§ TASK GOAL
Find the number of lines containing the string "styles" in the data. Answer with the number by itself.

§ GIVEN MATERIAL
- - -

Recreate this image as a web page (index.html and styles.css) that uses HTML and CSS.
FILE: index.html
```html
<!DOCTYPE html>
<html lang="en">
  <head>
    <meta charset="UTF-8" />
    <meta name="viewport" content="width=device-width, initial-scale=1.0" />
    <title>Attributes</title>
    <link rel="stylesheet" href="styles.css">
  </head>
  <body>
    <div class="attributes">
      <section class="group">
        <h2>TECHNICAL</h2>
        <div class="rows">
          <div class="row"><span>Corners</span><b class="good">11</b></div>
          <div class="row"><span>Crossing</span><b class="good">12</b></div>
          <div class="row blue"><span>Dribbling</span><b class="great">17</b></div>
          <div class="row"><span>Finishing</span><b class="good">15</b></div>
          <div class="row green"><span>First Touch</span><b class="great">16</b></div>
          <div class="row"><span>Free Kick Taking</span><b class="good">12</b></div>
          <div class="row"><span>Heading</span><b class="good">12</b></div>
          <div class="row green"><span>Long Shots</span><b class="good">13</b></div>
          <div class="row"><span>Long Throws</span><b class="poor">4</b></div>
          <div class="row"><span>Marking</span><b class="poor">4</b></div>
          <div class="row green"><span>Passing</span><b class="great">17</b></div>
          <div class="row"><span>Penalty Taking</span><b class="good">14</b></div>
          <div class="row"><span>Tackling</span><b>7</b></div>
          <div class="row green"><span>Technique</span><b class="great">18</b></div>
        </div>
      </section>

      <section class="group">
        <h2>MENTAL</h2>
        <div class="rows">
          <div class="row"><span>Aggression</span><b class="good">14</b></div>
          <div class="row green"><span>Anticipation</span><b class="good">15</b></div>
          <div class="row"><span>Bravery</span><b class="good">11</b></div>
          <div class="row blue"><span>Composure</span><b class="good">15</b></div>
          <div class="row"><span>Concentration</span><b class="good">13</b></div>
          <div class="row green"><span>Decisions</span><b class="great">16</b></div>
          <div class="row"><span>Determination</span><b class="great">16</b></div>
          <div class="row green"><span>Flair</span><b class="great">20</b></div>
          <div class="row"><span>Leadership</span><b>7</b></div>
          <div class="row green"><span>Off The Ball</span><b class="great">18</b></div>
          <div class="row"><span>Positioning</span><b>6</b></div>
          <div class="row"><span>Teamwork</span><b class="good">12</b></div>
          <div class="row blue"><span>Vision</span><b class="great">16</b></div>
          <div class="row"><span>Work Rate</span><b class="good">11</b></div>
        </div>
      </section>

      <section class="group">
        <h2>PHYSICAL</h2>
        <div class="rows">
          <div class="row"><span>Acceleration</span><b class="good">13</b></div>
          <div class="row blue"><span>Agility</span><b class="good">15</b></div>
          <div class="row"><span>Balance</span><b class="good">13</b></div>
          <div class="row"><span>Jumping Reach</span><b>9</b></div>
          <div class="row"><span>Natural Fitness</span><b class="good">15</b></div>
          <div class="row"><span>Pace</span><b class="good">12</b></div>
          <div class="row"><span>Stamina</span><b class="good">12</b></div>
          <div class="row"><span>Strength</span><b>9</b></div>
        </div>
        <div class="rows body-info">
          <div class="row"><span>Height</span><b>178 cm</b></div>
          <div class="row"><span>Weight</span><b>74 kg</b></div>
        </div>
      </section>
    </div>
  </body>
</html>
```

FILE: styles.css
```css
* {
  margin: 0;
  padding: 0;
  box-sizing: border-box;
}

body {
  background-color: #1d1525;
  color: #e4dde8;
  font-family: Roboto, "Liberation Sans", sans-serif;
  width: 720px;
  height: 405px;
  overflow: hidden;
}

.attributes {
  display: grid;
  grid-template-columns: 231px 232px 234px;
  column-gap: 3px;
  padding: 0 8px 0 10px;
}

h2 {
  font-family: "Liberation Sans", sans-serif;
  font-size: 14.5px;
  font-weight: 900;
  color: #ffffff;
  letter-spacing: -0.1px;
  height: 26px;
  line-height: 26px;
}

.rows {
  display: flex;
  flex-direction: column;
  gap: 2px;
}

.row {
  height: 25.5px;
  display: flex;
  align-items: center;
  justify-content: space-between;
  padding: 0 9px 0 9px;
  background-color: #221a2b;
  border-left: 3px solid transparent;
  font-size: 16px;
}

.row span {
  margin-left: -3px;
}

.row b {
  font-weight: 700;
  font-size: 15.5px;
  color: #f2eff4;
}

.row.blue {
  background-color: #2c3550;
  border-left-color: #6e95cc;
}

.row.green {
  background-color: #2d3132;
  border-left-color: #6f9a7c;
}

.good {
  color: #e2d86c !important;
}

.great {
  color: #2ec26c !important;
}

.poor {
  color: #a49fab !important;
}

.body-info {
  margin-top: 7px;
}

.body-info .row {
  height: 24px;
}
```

- - -

§ FULL SOLUTION
3